If you have decided that you don’t want to waste your income by spending it all, we congratulate you. This is a major step that many other people, unfortunately, fail to make. Deciding to save has put you head and shoulders above many of your friends, family, and neighbors. However, don’t let it get to your head. It is one thing to save money, it is another to do it right.
You see, saving money is just the first step. Sure, it took a lot of discipline and self-control to accumulate some cash but that is just your first step to sound financial stewardship. Saving is just the first stop in a long journey to financial freedom. You have to have an investment plan or else your savings are wasted. In other words, if you don’t have an investment plan, you are not saving at all.
Read the tips below to get a clear idea of the right investment plan for you.
Realize the threat inflation poses
Why do we say that the act of merely saving is the same as not saving at all? The truth is that if you just parked your money in the bank, your savings will eventually be worth nothing because inflation would have destroyed it. That’s right-your money is rotting, thanks to inflation. Every passing year, your money will buy less and less goods and services. That’s the threat inflation poses to your savings.
This is why it is important that you move your money into investments that, at the very least, keep pace with inflation and taxes. If you don’t do anything with your money, the effect would be like you didn’t save any money at all. Decide to invest your money. The sooner you realize this, the better for you.
Find the right risk profile
Every investment has a rate of return. This is the amount of profit you get back above and beyond the amount you invested. The iron rule of investments is simple: the higher the risk, the higher the return. So if you want your investment to return a lot of income, you need to assume a higher level of risk.

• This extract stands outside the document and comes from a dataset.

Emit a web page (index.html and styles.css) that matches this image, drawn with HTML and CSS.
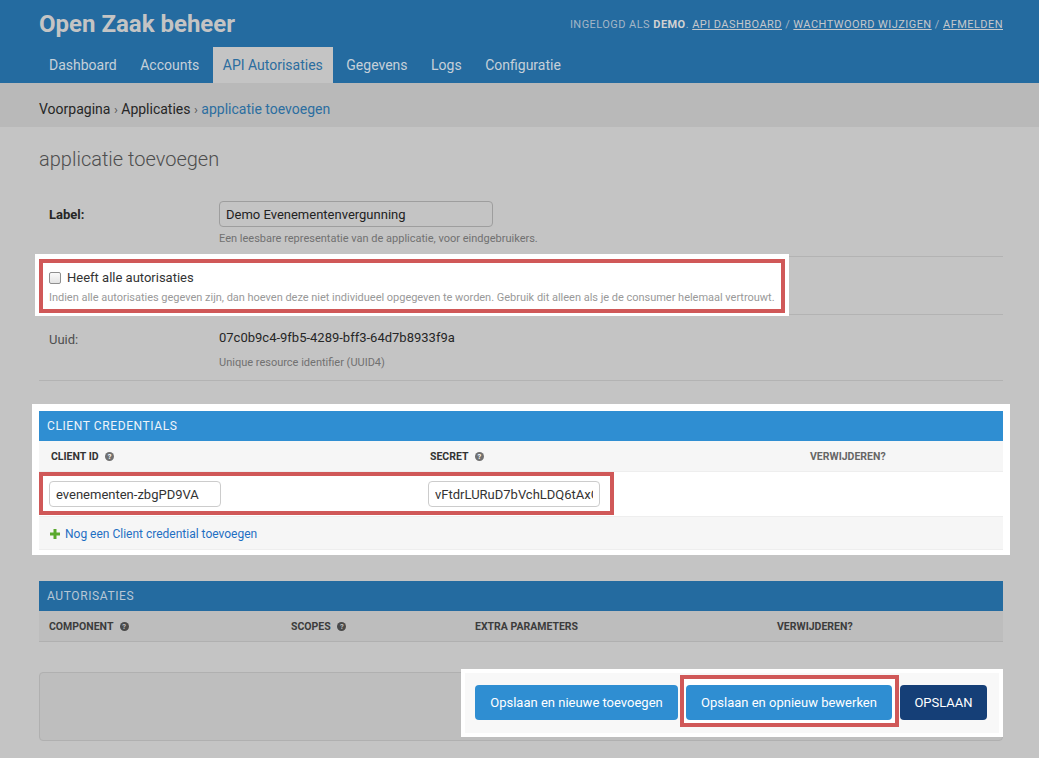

This is the reason why time deposit accounts at banks pay so little. Sure, you can yank out your money fairly quickly from these accounts. Sure, they are safe. But at returns that are less than 1%, these are money losers since they rate of return that is barely the same or barely below the rate of inflation.
On the other end of the investment spectrum are stocks. Some stocks can appreciate ten to thirty percent in a month. That is some serious return. However, the reason these stocks pack so much return is they are also very risky. Sure, you can get a thirty percent return on your investment but there is also a risk the stock will tank, and you end up losing, on paper at least, some of your investment capital. Pick the right mix of return and risk that you are comfortable with and stick with it.